# [Dataset extract]
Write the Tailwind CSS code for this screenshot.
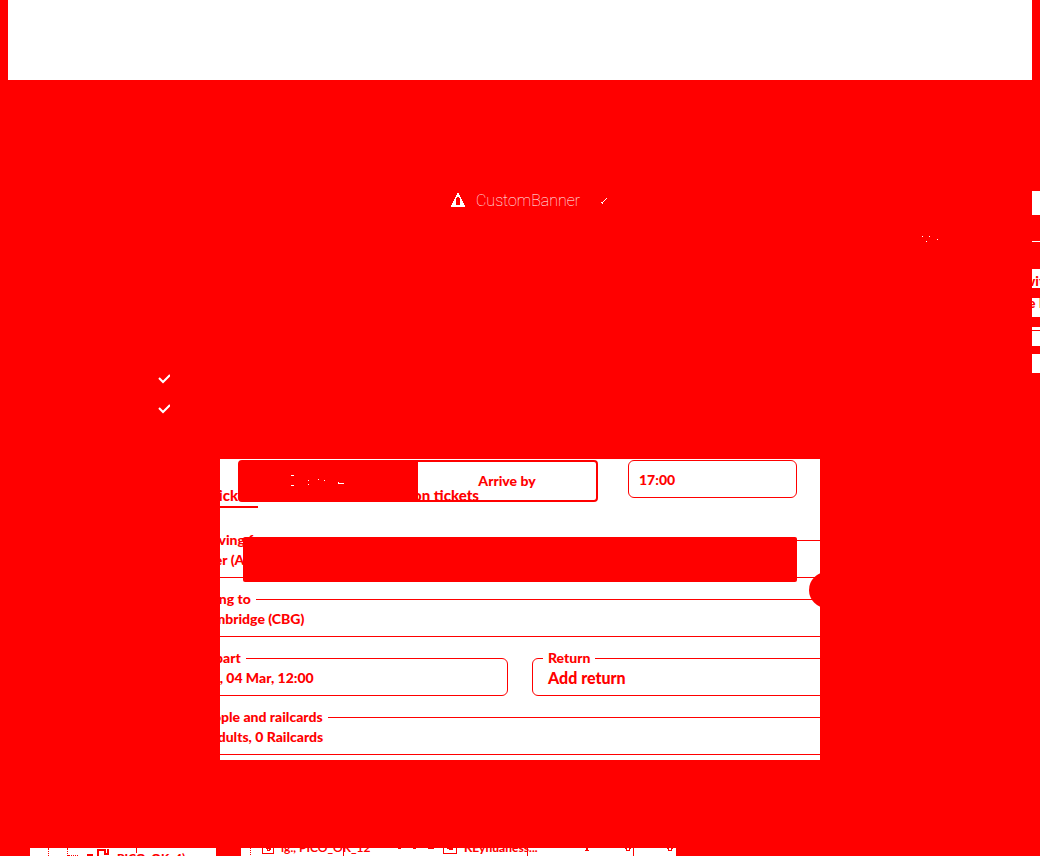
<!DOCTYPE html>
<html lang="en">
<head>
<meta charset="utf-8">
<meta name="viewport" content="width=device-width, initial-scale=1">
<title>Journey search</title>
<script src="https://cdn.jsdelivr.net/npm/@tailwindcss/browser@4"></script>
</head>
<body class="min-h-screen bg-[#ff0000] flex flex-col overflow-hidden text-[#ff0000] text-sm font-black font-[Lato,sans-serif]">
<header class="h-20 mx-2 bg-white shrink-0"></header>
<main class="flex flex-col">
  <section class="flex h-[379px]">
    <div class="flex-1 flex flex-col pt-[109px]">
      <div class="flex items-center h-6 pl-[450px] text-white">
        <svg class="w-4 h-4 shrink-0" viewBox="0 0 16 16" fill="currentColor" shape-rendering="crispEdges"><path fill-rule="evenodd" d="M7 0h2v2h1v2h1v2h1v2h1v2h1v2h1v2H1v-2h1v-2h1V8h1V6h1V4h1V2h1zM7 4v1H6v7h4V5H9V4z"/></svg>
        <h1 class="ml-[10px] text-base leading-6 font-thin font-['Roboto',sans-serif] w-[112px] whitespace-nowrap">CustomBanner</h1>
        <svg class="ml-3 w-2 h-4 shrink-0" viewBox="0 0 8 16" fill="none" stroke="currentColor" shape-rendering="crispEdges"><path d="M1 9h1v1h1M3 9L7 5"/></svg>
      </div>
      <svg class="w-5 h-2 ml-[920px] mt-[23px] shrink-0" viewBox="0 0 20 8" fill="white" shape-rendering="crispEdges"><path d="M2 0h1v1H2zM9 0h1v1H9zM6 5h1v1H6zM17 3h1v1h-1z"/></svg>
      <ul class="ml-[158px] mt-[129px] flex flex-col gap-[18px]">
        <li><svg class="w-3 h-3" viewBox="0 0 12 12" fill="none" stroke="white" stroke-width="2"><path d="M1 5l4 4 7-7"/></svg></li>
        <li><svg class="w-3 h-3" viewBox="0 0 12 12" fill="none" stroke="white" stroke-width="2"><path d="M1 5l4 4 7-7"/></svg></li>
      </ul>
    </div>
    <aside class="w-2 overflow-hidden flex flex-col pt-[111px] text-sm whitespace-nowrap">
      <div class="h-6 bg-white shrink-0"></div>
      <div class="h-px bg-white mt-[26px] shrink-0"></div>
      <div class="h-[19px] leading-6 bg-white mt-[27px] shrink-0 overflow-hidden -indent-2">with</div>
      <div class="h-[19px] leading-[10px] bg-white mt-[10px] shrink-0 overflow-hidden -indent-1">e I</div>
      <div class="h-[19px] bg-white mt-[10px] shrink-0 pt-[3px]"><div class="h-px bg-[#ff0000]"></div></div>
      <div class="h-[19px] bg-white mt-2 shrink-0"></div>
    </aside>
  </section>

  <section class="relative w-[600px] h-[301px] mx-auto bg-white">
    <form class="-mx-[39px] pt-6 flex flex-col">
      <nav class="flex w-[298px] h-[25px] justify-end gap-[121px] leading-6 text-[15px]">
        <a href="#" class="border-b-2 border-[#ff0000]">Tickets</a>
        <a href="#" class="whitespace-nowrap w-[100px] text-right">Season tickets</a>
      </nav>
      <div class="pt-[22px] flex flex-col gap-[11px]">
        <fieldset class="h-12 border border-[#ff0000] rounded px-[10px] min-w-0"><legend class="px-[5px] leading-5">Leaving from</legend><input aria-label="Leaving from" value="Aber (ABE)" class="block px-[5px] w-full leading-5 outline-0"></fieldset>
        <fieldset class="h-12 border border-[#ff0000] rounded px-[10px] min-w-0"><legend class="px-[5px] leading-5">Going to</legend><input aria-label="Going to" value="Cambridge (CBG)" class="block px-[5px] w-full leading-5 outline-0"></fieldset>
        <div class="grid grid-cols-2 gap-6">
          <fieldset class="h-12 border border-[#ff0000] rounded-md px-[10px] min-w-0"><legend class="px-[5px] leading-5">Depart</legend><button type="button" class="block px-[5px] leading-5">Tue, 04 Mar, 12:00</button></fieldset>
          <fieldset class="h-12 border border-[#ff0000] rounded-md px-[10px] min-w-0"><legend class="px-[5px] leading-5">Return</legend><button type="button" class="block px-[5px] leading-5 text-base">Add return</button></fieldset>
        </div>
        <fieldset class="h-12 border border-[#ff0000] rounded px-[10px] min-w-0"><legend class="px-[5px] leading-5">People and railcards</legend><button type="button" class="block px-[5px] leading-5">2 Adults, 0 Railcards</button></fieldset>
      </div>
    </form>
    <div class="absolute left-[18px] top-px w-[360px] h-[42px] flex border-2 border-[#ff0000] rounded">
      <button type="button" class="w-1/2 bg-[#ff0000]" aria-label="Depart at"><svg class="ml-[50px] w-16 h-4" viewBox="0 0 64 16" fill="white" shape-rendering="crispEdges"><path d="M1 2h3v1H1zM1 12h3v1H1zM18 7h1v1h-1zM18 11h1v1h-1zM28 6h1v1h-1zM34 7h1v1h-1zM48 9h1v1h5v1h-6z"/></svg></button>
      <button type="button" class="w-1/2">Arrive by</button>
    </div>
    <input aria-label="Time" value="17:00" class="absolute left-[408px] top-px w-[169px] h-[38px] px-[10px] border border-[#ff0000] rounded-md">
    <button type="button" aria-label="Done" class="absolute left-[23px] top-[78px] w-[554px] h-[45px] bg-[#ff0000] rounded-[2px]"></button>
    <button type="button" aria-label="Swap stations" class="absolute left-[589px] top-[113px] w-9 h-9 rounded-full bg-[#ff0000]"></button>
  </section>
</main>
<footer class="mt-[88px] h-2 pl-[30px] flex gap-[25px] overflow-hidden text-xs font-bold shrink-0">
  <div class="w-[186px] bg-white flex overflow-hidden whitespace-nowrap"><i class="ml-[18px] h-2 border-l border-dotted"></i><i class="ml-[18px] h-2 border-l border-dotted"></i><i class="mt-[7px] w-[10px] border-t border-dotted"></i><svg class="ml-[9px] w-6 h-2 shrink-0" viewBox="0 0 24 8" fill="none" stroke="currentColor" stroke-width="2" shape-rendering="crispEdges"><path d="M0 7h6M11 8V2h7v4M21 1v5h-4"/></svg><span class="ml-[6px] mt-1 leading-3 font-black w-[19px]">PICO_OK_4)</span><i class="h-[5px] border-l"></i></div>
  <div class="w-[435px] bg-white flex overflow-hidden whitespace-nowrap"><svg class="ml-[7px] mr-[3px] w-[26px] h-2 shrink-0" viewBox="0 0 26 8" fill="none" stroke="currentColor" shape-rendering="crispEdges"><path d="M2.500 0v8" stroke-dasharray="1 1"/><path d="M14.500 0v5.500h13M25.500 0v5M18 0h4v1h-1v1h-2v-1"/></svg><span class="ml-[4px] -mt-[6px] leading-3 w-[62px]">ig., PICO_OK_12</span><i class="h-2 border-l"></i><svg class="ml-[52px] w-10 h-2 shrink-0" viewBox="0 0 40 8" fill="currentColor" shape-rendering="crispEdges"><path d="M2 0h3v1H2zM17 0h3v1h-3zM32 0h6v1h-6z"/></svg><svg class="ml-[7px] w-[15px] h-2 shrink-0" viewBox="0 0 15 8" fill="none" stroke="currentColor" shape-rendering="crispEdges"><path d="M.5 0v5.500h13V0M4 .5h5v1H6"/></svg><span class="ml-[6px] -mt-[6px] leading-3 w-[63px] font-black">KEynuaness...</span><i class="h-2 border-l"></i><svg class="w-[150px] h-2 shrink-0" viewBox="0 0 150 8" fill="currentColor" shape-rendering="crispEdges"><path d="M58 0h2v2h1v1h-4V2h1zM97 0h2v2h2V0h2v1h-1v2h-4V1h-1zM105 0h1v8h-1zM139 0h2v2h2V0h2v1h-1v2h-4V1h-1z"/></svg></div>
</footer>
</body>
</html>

# [Task prompt]
Would you return the data exactly as written, without the pictures?

# [Task answer]
Write the Tailwind CSS code for this screenshot.
<!DOCTYPE html>
<html lang="en">
<head>
<meta charset="utf-8">
<meta name="viewport" content="width=device-width, initial-scale=1">
<title>Journey search</title>
<script src="https://cdn.jsdelivr.net/npm/@tailwindcss/browser@4"></script>
</head>
<body class="min-h-screen bg-[#ff0000] flex flex-col overflow-hidden text-[#ff0000] text-sm font-black font-[Lato,sans-serif]">
<header class="h-20 mx-2 bg-white shrink-0"></header>
<main class="flex flex-col">
  <section class="flex h-[379px]">
    <div class="flex-1 flex flex-col pt-[109px]">
      <div class="flex items-center h-6 pl-[450px] text-white">
        <svg class="w-4 h-4 shrink-0" viewBox="0 0 16 16" fill="currentColor" shape-rendering="crispEdges"><path fill-rule="evenodd" d="M7 0h2v2h1v2h1v2h1v2h1v2h1v2h1v2H1v-2h1v-2h1V8h1V6h1V4h1V2h1zM7 4v1H6v7h4V5H9V4z"/></svg>
        <h1 class="ml-[10px] text-base leading-6 font-thin font-['Roboto',sans-serif] w-[112px] whitespace-nowrap">CustomBanner</h1>
        <svg class="ml-3 w-2 h-4 shrink-0" viewBox="0 0 8 16" fill="none" stroke="currentColor" shape-rendering="crispEdges"><path d="M1 9h1v1h1M3 9L7 5"/></svg>
      </div>
      <svg class="w-5 h-2 ml-[920px] mt-[23px] shrink-0" viewBox="0 0 20 8" fill="white" shape-rendering="crispEdges"><path d="M2 0h1v1H2zM9 0h1v1H9zM6 5h1v1H6zM17 3h1v1h-1z"/></svg>
      <ul class="ml-[158px] mt-[129px] flex flex-col gap-[18px]">
        <li><svg class="w-3 h-3" viewBox="0 0 12 12" fill="none" stroke="white" stroke-width="2"><path d="M1 5l4 4 7-7"/></svg></li>
        <li><svg class="w-3 h-3" viewBox="0 0 12 12" fill="none" stroke="white" stroke-width="2"><path d="M1 5l4 4 7-7"/></svg></li>
      </ul>
    </div>
    <aside class="w-2 overflow-hidden flex flex-col pt-[111px] text-sm whitespace-nowrap">
      <div class="h-6 bg-white shrink-0"></div>
      <div class="h-px bg-white mt-[26px] shrink-0"></div>
      <div class="h-[19px] leading-6 bg-white mt-[27px] shrink-0 overflow-hidden -indent-2">with</div>
      <div class="h-[19px] leading-[10px] bg-white mt-[10px] shrink-0 overflow-hidden -indent-1">e I</div>
      <div class="h-[19px] bg-white mt-[10px] shrink-0 pt-[3px]"><div class="h-px bg-[#ff0000]"></div></div>
      <div class="h-[19px] bg-white mt-2 shrink-0"></div>
    </aside>
  </section>

  <section class="relative w-[600px] h-[301px] mx-auto bg-white">
    <form class="-mx-[39px] pt-6 flex flex-col">
      <nav class="flex w-[298px] h-[25px] justify-end gap-[121px] leading-6 text-[15px]">
        <a href="#" class="border-b-2 border-[#ff0000]">Tickets</a>
        <a href="#" class="whitespace-nowrap w-[100px] text-right">Season tickets</a>
      </nav>
      <div class="pt-[22px] flex flex-col gap-[11px]">
        <fieldset class="h-12 border border-[#ff0000] rounded px-[10px] min-w-0"><legend class="px-[5px] leading-5">Leaving from</legend><input aria-label="Leaving from" value="Aber (ABE)" class="block px-[5px] w-full leading-5 outline-0"></fieldset>
        <fieldset class="h-12 border border-[#ff0000] rounded px-[10px] min-w-0"><legend class="px-[5px] leading-5">Going to</legend><input aria-label="Going to" value="Cambridge (CBG)" class="block px-[5px] w-full leading-5 outline-0"></fieldset>
        <div class="grid grid-cols-2 gap-6">
          <fieldset class="h-12 border border-[#ff0000] rounded-md px-[10px] min-w-0"><legend class="px-[5px] leading-5">Depart</legend><button type="button" class="block px-[5px] leading-5">Tue, 04 Mar, 12:00</button></fieldset>
          <fieldset class="h-12 border border-[#ff0000] rounded-md px-[10px] min-w-0"><legend class="px-[5px] leading-5">Return</legend><button type="button" class="block px-[5px] leading-5 text-base">Add return</button></fieldset>
        </div>
        <fieldset class="h-12 border border-[#ff0000] rounded px-[10px] min-w-0"><legend class="px-[5px] leading-5">People and railcards</legend><button type="button" class="block px-[5px] leading-5">2 Adults, 0 Railcards</button></fieldset>
      </div>
    </form>
    <div class="absolute left-[18px] top-px w-[360px] h-[42px] flex border-2 border-[#ff0000] rounded">
      <button type="button" class="w-1/2 bg-[#ff0000]" aria-label="Depart at"><svg class="ml-[50px] w-16 h-4" viewBox="0 0 64 16" fill="white" shape-rendering="crispEdges"><path d="M1 2h3v1H1zM1 12h3v1H1zM18 7h1v1h-1zM18 11h1v1h-1zM28 6h1v1h-1zM34 7h1v1h-1zM48 9h1v1h5v1h-6z"/></svg></button>
      <button type="button" class="w-1/2">Arrive by</button>
    </div>
    <input aria-label="Time" value="17:00" class="absolute left-[408px] top-px w-[169px] h-[38px] px-[10px] border border-[#ff0000] rounded-md">
    <button type="button" aria-label="Done" class="absolute left-[23px] top-[78px] w-[554px] h-[45px] bg-[#ff0000] rounded-[2px]"></button>
    <button type="button" aria-label="Swap stations" class="absolute left-[589px] top-[113px] w-9 h-9 rounded-full bg-[#ff0000]"></button>
  </section>
</main>
<footer class="mt-[88px] h-2 pl-[30px] flex gap-[25px] overflow-hidden text-xs font-bold shrink-0">
  <div class="w-[186px] bg-white flex overflow-hidden whitespace-nowrap"><i class="ml-[18px] h-2 border-l border-dotted"></i><i class="ml-[18px] h-2 border-l border-dotted"></i><i class="mt-[7px] w-[10px] border-t border-dotted"></i><svg class="ml-[9px] w-6 h-2 shrink-0" viewBox="0 0 24 8" fill="none" stroke="currentColor" stroke-width="2" shape-rendering="crispEdges"><path d="M0 7h6M11 8V2h7v4M21 1v5h-4"/></svg><span class="ml-[6px] mt-1 leading-3 font-black w-[19px]">PICO_OK_4)</span><i class="h-[5px] border-l"></i></div>
  <div class="w-[435px] bg-white flex overflow-hidden whitespace-nowrap"><svg class="ml-[7px] mr-[3px] w-[26px] h-2 shrink-0" viewBox="0 0 26 8" fill="none" stroke="currentColor" shape-rendering="crispEdges"><path d="M2.500 0v8" stroke-dasharray="1 1"/><path d="M14.500 0v5.500h13M25.500 0v5M18 0h4v1h-1v1h-2v-1"/></svg><span class="ml-[4px] -mt-[6px] leading-3 w-[62px]">ig., PICO_OK_12</span><i class="h-2 border-l"></i><svg class="ml-[52px] w-10 h-2 shrink-0" viewBox="0 0 40 8" fill="currentColor" shape-rendering="crispEdges"><path d="M2 0h3v1H2zM17 0h3v1h-3zM32 0h6v1h-6z"/></svg><svg class="ml-[7px] w-[15px] h-2 shrink-0" viewBox="0 0 15 8" fill="none" stroke="currentColor" shape-rendering="crispEdges"><path d="M.5 0v5.500h13V0M4 .5h5v1H6"/></svg><span class="ml-[6px] -mt-[6px] leading-3 w-[63px] font-black">KEynuaness...</span><i class="h-2 border-l"></i><svg class="w-[150px] h-2 shrink-0" viewBox="0 0 150 8" fill="currentColor" shape-rendering="crispEdges"><path d="M58 0h2v2h1v1h-4V2h1zM97 0h2v2h2V0h2v1h-1v2h-4V1h-1zM105 0h1v8h-1zM139 0h2v2h2V0h2v1h-1v2h-4V1h-1z"/></svg></div>
</footer>
</body>
</html>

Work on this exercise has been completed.